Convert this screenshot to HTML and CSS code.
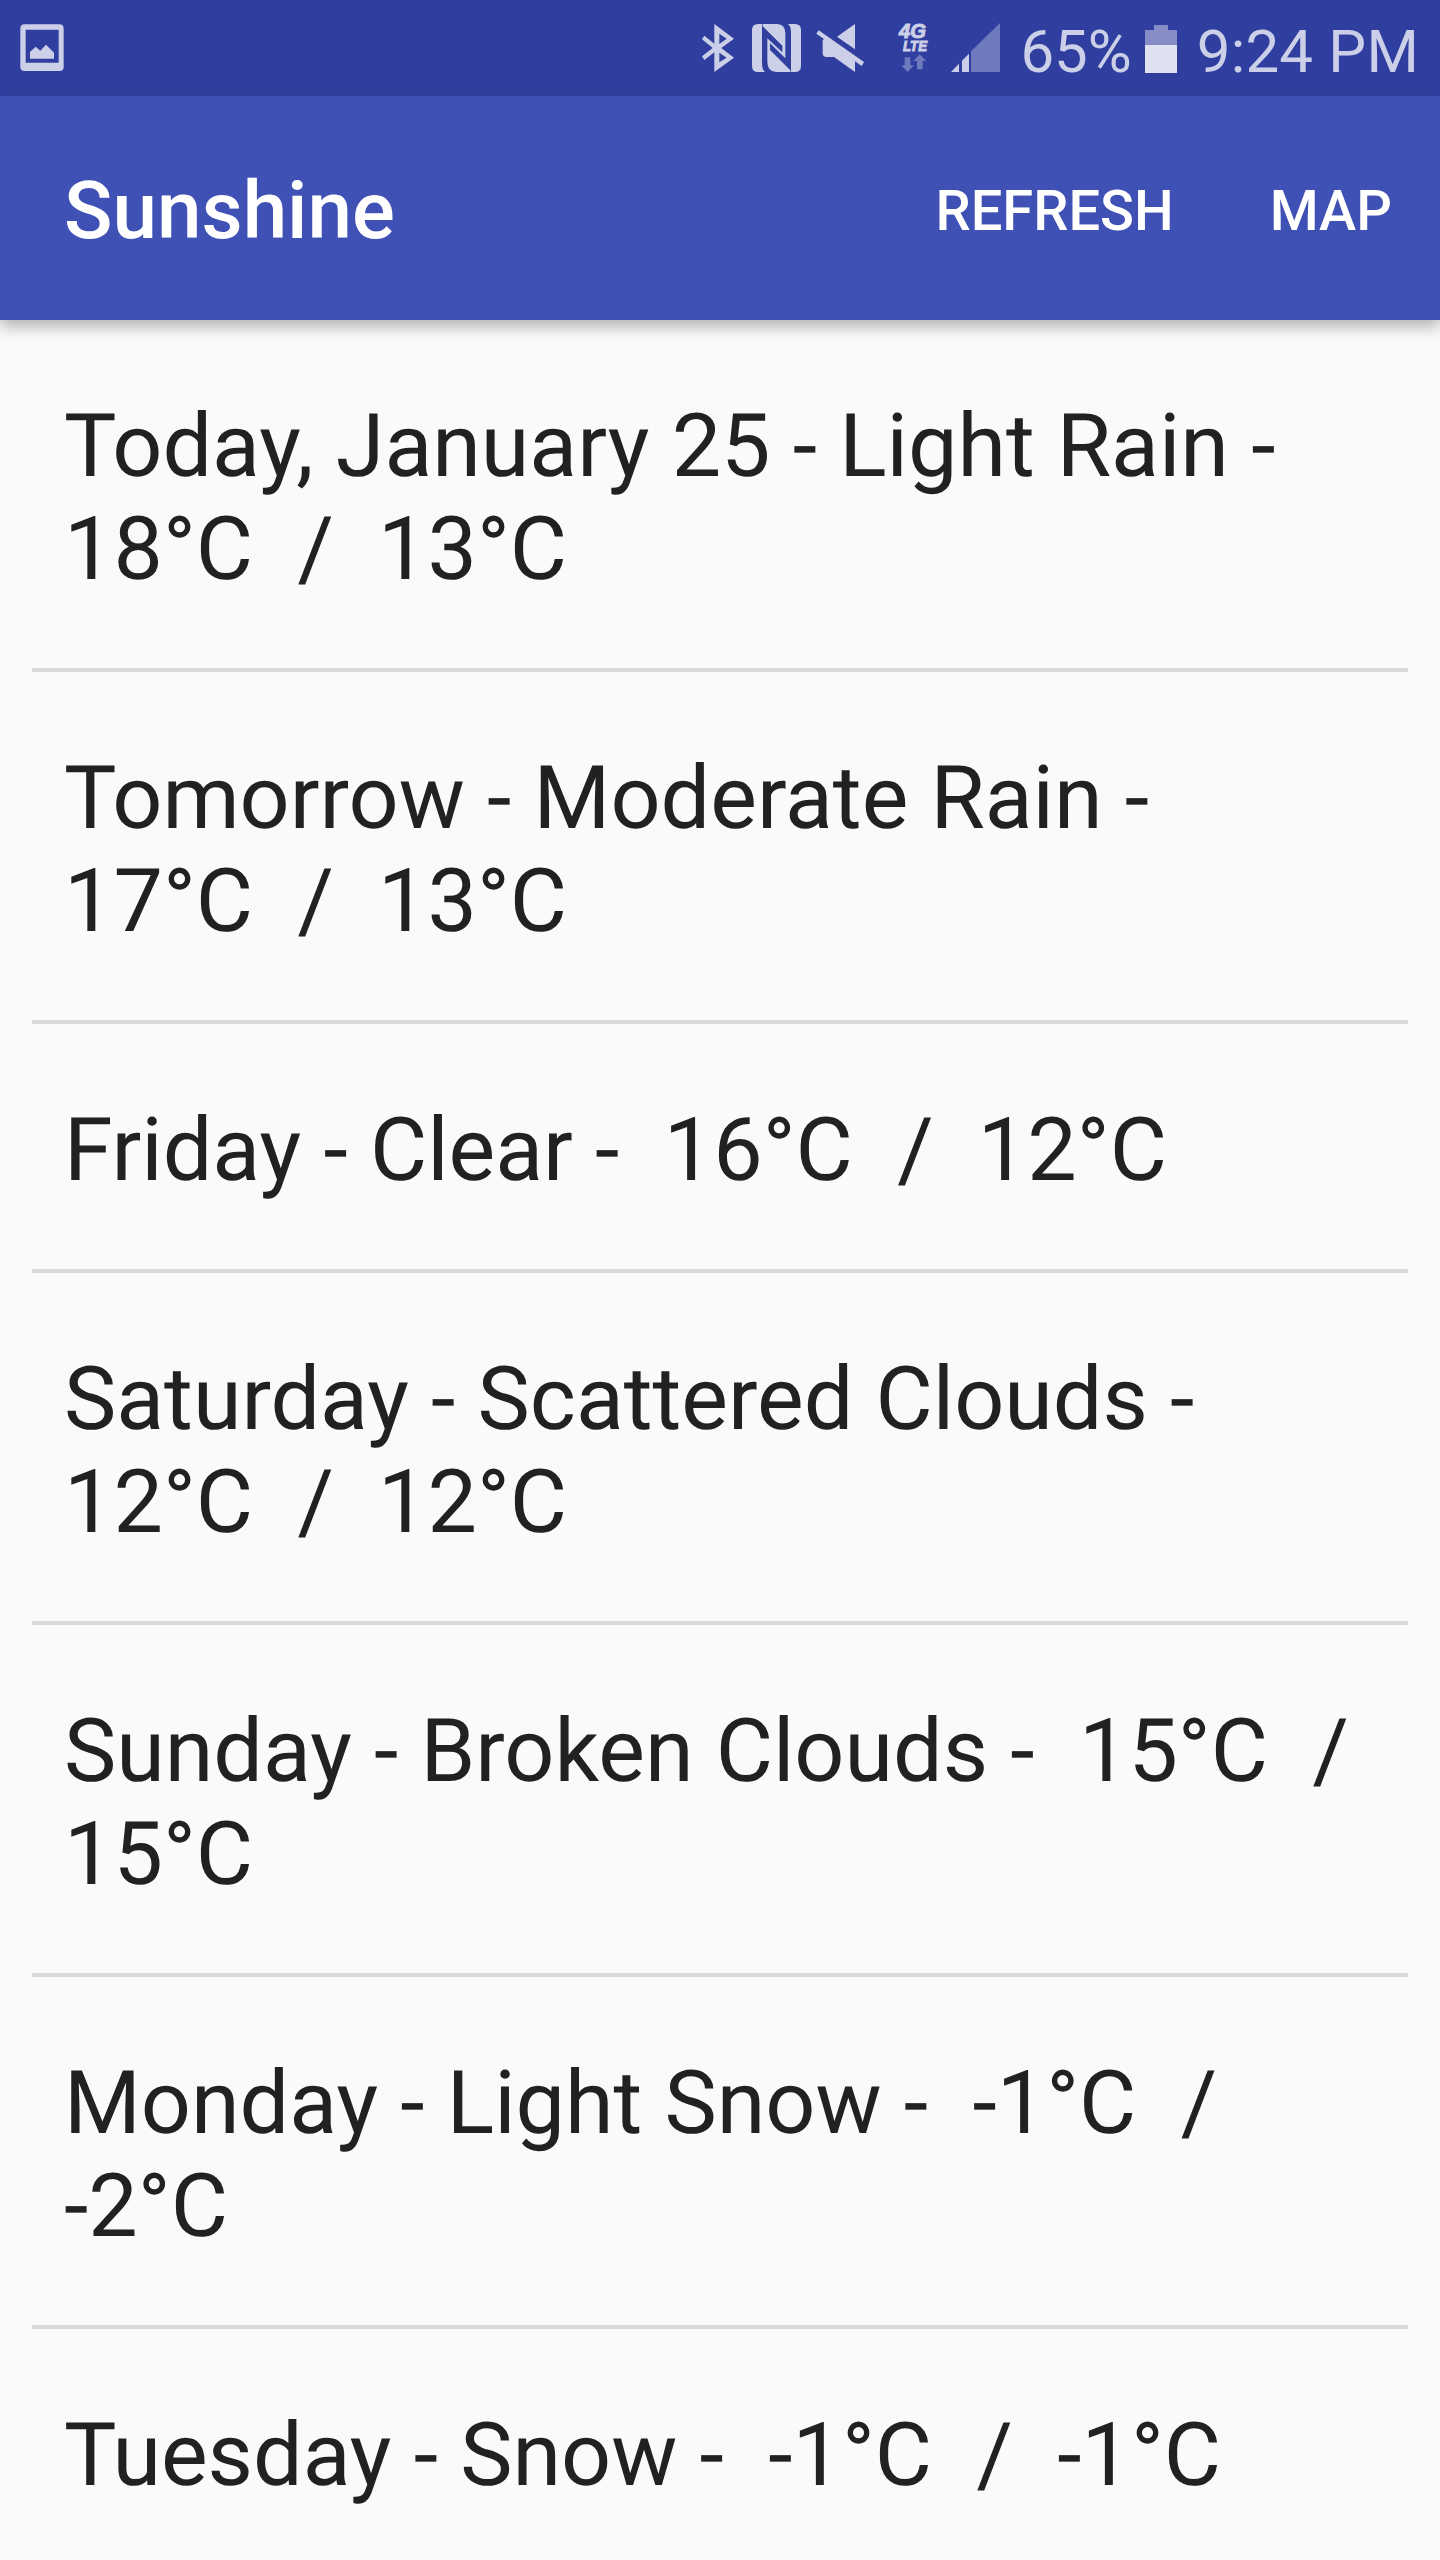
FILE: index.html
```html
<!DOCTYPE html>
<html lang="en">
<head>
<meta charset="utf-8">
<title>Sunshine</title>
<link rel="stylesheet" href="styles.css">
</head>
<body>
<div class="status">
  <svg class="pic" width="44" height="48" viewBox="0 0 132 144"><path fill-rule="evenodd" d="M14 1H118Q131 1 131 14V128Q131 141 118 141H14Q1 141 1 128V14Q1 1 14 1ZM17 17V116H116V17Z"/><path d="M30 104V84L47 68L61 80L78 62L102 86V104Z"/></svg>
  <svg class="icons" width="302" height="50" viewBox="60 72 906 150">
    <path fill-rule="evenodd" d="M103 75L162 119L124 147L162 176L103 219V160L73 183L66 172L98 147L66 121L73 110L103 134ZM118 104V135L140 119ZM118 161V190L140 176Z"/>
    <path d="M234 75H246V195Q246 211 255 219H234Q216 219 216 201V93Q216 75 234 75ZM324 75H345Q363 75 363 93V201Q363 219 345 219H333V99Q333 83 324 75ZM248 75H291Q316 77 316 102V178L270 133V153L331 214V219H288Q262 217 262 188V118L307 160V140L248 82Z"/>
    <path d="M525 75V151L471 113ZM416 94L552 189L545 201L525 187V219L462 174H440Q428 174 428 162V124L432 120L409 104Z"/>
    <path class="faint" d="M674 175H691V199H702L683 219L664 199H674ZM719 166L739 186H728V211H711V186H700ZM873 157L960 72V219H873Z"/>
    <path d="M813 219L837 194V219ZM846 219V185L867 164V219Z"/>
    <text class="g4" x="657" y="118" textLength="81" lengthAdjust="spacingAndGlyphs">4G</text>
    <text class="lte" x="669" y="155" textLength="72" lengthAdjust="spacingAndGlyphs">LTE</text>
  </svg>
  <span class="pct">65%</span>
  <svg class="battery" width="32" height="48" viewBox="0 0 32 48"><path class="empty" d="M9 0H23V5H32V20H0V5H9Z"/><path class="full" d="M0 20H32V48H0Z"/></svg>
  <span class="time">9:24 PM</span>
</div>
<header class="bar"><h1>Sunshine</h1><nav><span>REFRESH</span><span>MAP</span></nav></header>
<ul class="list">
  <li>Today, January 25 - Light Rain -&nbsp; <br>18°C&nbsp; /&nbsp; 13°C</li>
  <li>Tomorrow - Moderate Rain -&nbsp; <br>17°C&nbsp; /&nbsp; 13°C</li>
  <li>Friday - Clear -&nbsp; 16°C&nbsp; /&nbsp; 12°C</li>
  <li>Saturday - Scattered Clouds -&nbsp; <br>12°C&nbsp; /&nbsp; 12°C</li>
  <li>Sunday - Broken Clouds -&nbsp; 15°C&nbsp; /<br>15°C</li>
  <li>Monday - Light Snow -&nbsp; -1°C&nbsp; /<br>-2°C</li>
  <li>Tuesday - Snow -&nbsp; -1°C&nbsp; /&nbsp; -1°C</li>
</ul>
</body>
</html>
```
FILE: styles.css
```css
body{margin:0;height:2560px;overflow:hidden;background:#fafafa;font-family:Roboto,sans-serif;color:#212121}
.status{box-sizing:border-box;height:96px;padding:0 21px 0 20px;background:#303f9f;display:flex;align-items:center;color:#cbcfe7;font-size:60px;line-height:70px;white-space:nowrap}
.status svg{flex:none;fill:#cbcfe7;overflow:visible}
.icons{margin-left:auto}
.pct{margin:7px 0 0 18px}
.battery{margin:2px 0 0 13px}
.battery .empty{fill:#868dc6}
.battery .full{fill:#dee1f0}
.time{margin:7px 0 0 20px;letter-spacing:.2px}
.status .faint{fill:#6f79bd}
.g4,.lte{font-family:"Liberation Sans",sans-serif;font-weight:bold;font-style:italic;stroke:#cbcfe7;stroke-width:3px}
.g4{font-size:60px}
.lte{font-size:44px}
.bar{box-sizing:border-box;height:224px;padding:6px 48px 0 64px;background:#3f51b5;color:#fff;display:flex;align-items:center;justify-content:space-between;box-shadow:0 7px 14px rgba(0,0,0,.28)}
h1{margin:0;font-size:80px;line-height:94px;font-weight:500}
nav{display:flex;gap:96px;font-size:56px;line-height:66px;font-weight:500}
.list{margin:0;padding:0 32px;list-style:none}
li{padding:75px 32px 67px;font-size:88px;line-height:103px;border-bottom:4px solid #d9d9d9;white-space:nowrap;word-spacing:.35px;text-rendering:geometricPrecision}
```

========================================================================

Copy the material above in full and exactly, skipping pictures.

Convert this screenshot to HTML and CSS code.
FILE: index.html
```html
<!DOCTYPE html>
<html lang="en">
<head>
<meta charset="utf-8">
<title>Sunshine</title>
<link rel="stylesheet" href="styles.css">
</head>
<body>
<div class="status">
  <svg class="pic" width="44" height="48" viewBox="0 0 132 144"><path fill-rule="evenodd" d="M14 1H118Q131 1 131 14V128Q131 141 118 141H14Q1 141 1 128V14Q1 1 14 1ZM17 17V116H116V17Z"/><path d="M30 104V84L47 68L61 80L78 62L102 86V104Z"/></svg>
  <svg class="icons" width="302" height="50" viewBox="60 72 906 150">
    <path fill-rule="evenodd" d="M103 75L162 119L124 147L162 176L103 219V160L73 183L66 172L98 147L66 121L73 110L103 134ZM118 104V135L140 119ZM118 161V190L140 176Z"/>
    <path d="M234 75H246V195Q246 211 255 219H234Q216 219 216 201V93Q216 75 234 75ZM324 75H345Q363 75 363 93V201Q363 219 345 219H333V99Q333 83 324 75ZM248 75H291Q316 77 316 102V178L270 133V153L331 214V219H288Q262 217 262 188V118L307 160V140L248 82Z"/>
    <path d="M525 75V151L471 113ZM416 94L552 189L545 201L525 187V219L462 174H440Q428 174 428 162V124L432 120L409 104Z"/>
    <path class="faint" d="M674 175H691V199H702L683 219L664 199H674ZM719 166L739 186H728V211H711V186H700ZM873 157L960 72V219H873Z"/>
    <path d="M813 219L837 194V219ZM846 219V185L867 164V219Z"/>
    <text class="g4" x="657" y="118" textLength="81" lengthAdjust="spacingAndGlyphs">4G</text>
    <text class="lte" x="669" y="155" textLength="72" lengthAdjust="spacingAndGlyphs">LTE</text>
  </svg>
  <span class="pct">65%</span>
  <svg class="battery" width="32" height="48" viewBox="0 0 32 48"><path class="empty" d="M9 0H23V5H32V20H0V5H9Z"/><path class="full" d="M0 20H32V48H0Z"/></svg>
  <span class="time">9:24 PM</span>
</div>
<header class="bar"><h1>Sunshine</h1><nav><span>REFRESH</span><span>MAP</span></nav></header>
<ul class="list">
  <li>Today, January 25 - Light Rain -&nbsp; <br>18°C&nbsp; /&nbsp; 13°C</li>
  <li>Tomorrow - Moderate Rain -&nbsp; <br>17°C&nbsp; /&nbsp; 13°C</li>
  <li>Friday - Clear -&nbsp; 16°C&nbsp; /&nbsp; 12°C</li>
  <li>Saturday - Scattered Clouds -&nbsp; <br>12°C&nbsp; /&nbsp; 12°C</li>
  <li>Sunday - Broken Clouds -&nbsp; 15°C&nbsp; /<br>15°C</li>
  <li>Monday - Light Snow -&nbsp; -1°C&nbsp; /<br>-2°C</li>
  <li>Tuesday - Snow -&nbsp; -1°C&nbsp; /&nbsp; -1°C</li>
</ul>
</body>
</html>
```
FILE: styles.css
```css
body{margin:0;height:2560px;overflow:hidden;background:#fafafa;font-family:Roboto,sans-serif;color:#212121}
.status{box-sizing:border-box;height:96px;padding:0 21px 0 20px;background:#303f9f;display:flex;align-items:center;color:#cbcfe7;font-size:60px;line-height:70px;white-space:nowrap}
.status svg{flex:none;fill:#cbcfe7;overflow:visible}
.icons{margin-left:auto}
.pct{margin:7px 0 0 18px}
.battery{margin:2px 0 0 13px}
.battery .empty{fill:#868dc6}
.battery .full{fill:#dee1f0}
.time{margin:7px 0 0 20px;letter-spacing:.2px}
.status .faint{fill:#6f79bd}
.g4,.lte{font-family:"Liberation Sans",sans-serif;font-weight:bold;font-style:italic;stroke:#cbcfe7;stroke-width:3px}
.g4{font-size:60px}
.lte{font-size:44px}
.bar{box-sizing:border-box;height:224px;padding:6px 48px 0 64px;background:#3f51b5;color:#fff;display:flex;align-items:center;justify-content:space-between;box-shadow:0 7px 14px rgba(0,0,0,.28)}
h1{margin:0;font-size:80px;line-height:94px;font-weight:500}
nav{display:flex;gap:96px;font-size:56px;line-height:66px;font-weight:500}
.list{margin:0;padding:0 32px;list-style:none}
li{padding:75px 32px 67px;font-size:88px;line-height:103px;border-bottom:4px solid #d9d9d9;white-space:nowrap;word-spacing:.35px;text-rendering:geometricPrecision}
```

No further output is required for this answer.